As you might imagine, I was plunged into meeting a whole retinue of doctors who did not know me—new GP, oncologists, an internist. The surgery went well and I declined prophylactic chemo.
Once again, it was the aftermath of surgery that left me feeling discounted and totally on my own. I was in the internist’s office a couple months later. My thyroid levels were still not good and I was ballooning up even more.
I’d been reading about hormones and their interrelationships, and wondered if the stress of the ineffective thyroid replacement had weakened my adrenals. Her response: “I know you’d like me to tell you it’s hormones causing your weight. But the truth is, you just have to count your calories and exercise more.”

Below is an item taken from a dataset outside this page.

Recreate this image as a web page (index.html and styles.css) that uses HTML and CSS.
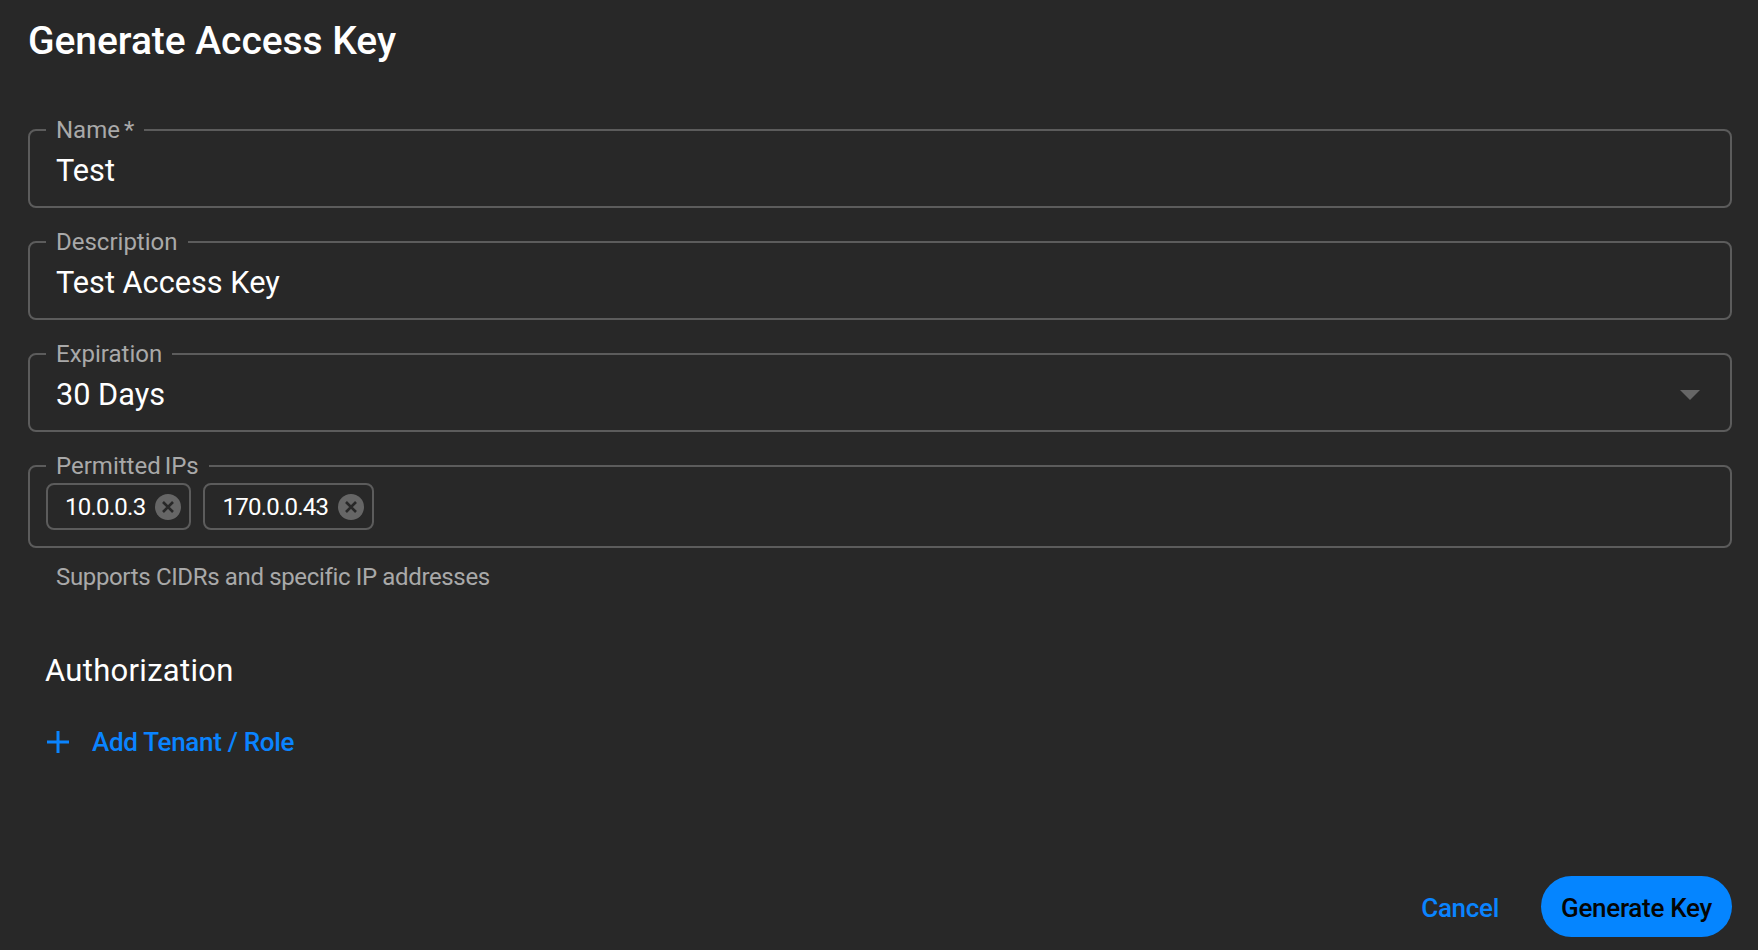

Such an old school view of what the body needs to function normally! Give me a break, I thought.
I got that break a few months later. I was on a long waiting list for a functional medicine doctor and, miraculously, she had a cancellation that got me in sooner rather than later.
I left that first appointment almost in tears— tears of relief. I had finally found a doctor and an approach that started from the premise that my experience was worth something, and that we could be partners on this journey.
I’m a systems thinker. Until that moment, I had no idea there was a branch of medicine that saw people as functional systems. More about that revelation next time. In the meantime, questions and conversation are welcome.
Thank you Laurana
This instalment prompted me to forward to two friends who will definitely relate and may even be helped by your story being shared
Shared stories are so important for the insights and understanding we can gain—including the knowledge that we are not alone. I appreciate your helping this happen, Susan.
Hi Laurana,thank you for sharing your experience. In the early 90’s I have 3/4 of my thyroid remove due to a goiter and now they have found a few nodes in my remaining 1/4 thyroid. Your description of the water is so very close to how I feel but I have a great deal of muscle pain. I was curious,do you have any body pain? I’ve lost 15lbs in 3 weeks,nausea,fever but no infection.
I have a great Nurse practitioner and I actually cried while she listened,she listened!? I am now 5meds compared to 10 meds a couple of months ago and on B12 shots.
I was sent your blog by a mutual friend and she’s correct,reading your blog has made me feel like,it’s not in my head,there’sothers that are out there,thank you again!.
You’re welcome, Shelley. I know how devastating it can be to feel completely alone in this, so I’m glad you have a good nurse in your corner. You asked about my experience with body pain. I had it, now I don’t. Mine was joint pain (sore fingers and weak hands, couldn’t walk stairs, fell into chairs because knees were so inflamed). Thyroid has such an important role in the body that, when it’s out of whack, many other systems cannot function normally.The result is inflammation, and this relates to the autoimmune nature of much thyroid disease.
If you haven’t discovered Dr. Amy Myers, you might want to have a look at her books The Autoimmune Solution and The Thyroid Connection. She’s an MD who, as I recall, had to solve her own thyroid issues. Her protocol is set up to guide you to remove all typically inflammatory foods for a month and see what happens. We are all unique, so what works for me might not work for you, but this is a really good place to start in solving your unique metabolic dysfunction. Thanks for writing, and best wishes.